Effect of anisotropic conductivity of Ag2S-modified ZnmIn2S3+m (m=1, 5) on the photocatalytic properties in solar hydrogen evolution

3 wt% Ag2S/Zn5In2S8 (3A/Z5) and 3 wt% Ag2S/ZnIn2S4 (3A/Z1) were prepared by a two-step synthesis method. The first-principles calculations revealed that the anisotropic carrier transport property of Zn5In2S8 (Z5) is much stronger than that of ZnIn2S4 (Z1).
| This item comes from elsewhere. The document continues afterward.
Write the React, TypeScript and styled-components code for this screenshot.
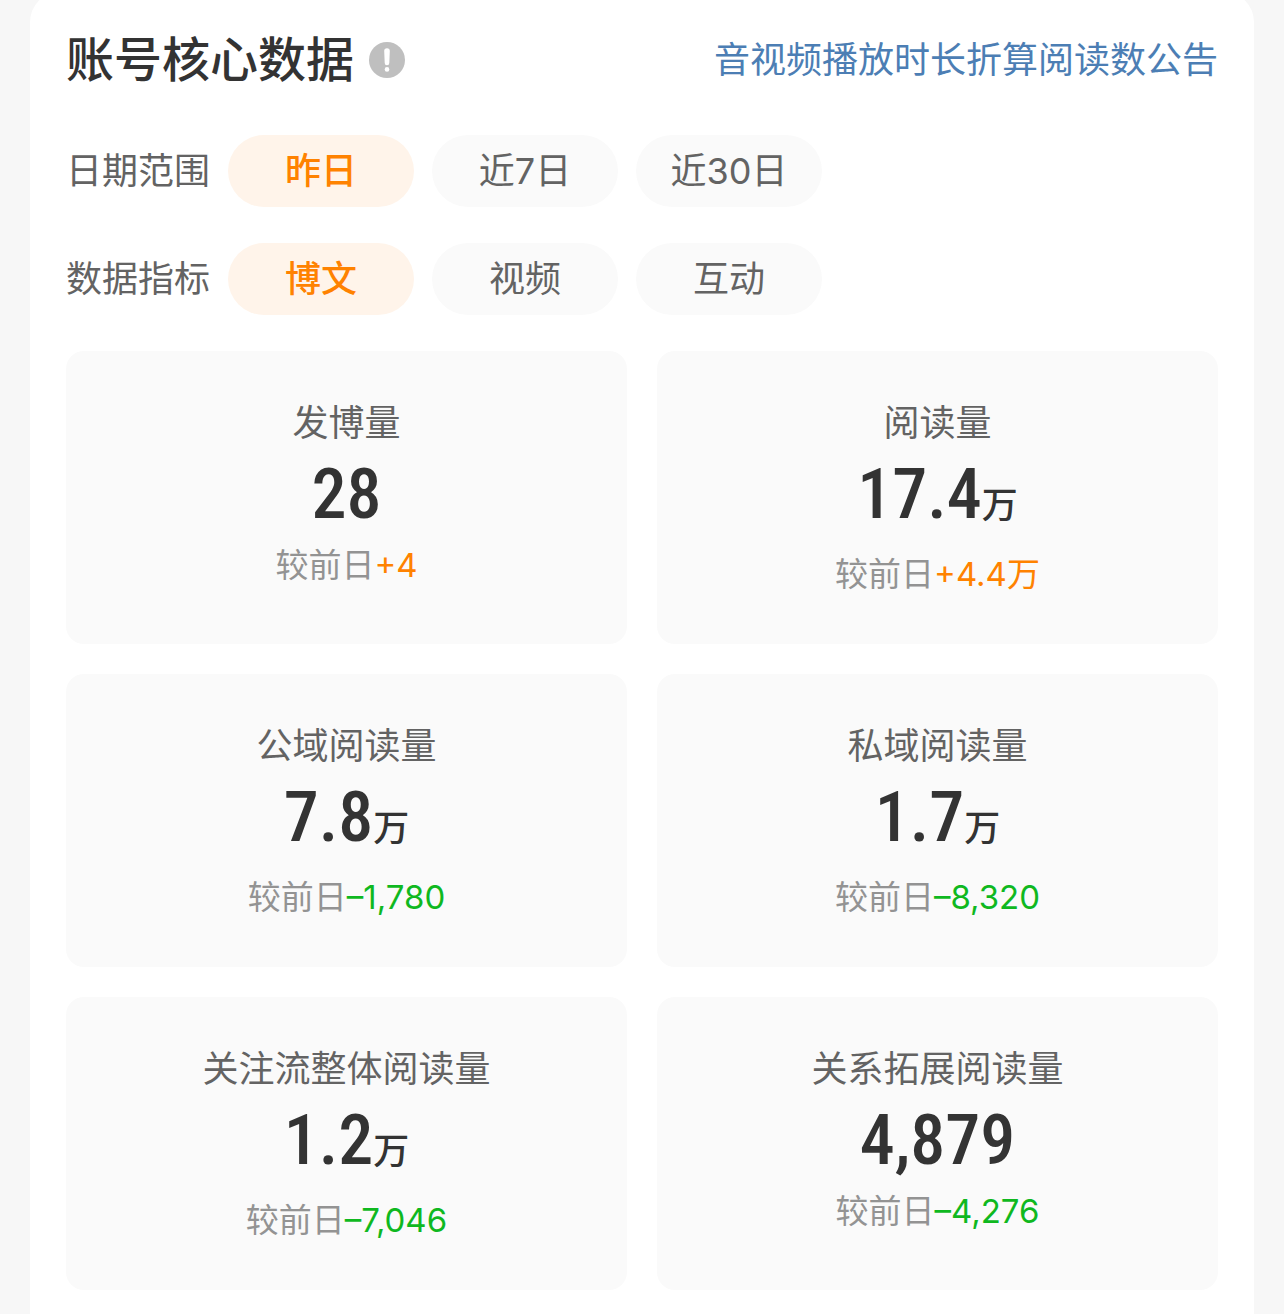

Furthermore, unsynchronized electron and hole transport leads to higher bulk carrier separation efficiency in Z5. After accelerating the surface photocatalytic reaction rate by Ag2S modification, the differences between 3A/Z5 and 3A/Z1 in the bulk carrier separation were further enlarged. Photoelectrochemical tests confirmed that the bulk charge separation efficiency of 3A/Z5 is 13.70%, which is 7.4 times higher than 3A/Z1 (1.84%). Because of the high bulk carrier separation efficiency, the 3A/Z5 exhibits a promising photocatalytic hydrogen production rate, reaching 3189 mu mol h(-1) g(-1). Through intuitive evidence, this work proves that material with stronger anisotropic conductivity has higher bulk carrier separation efficiency, thus has the potential to exhibit high photocatalytic hydrogen production performance.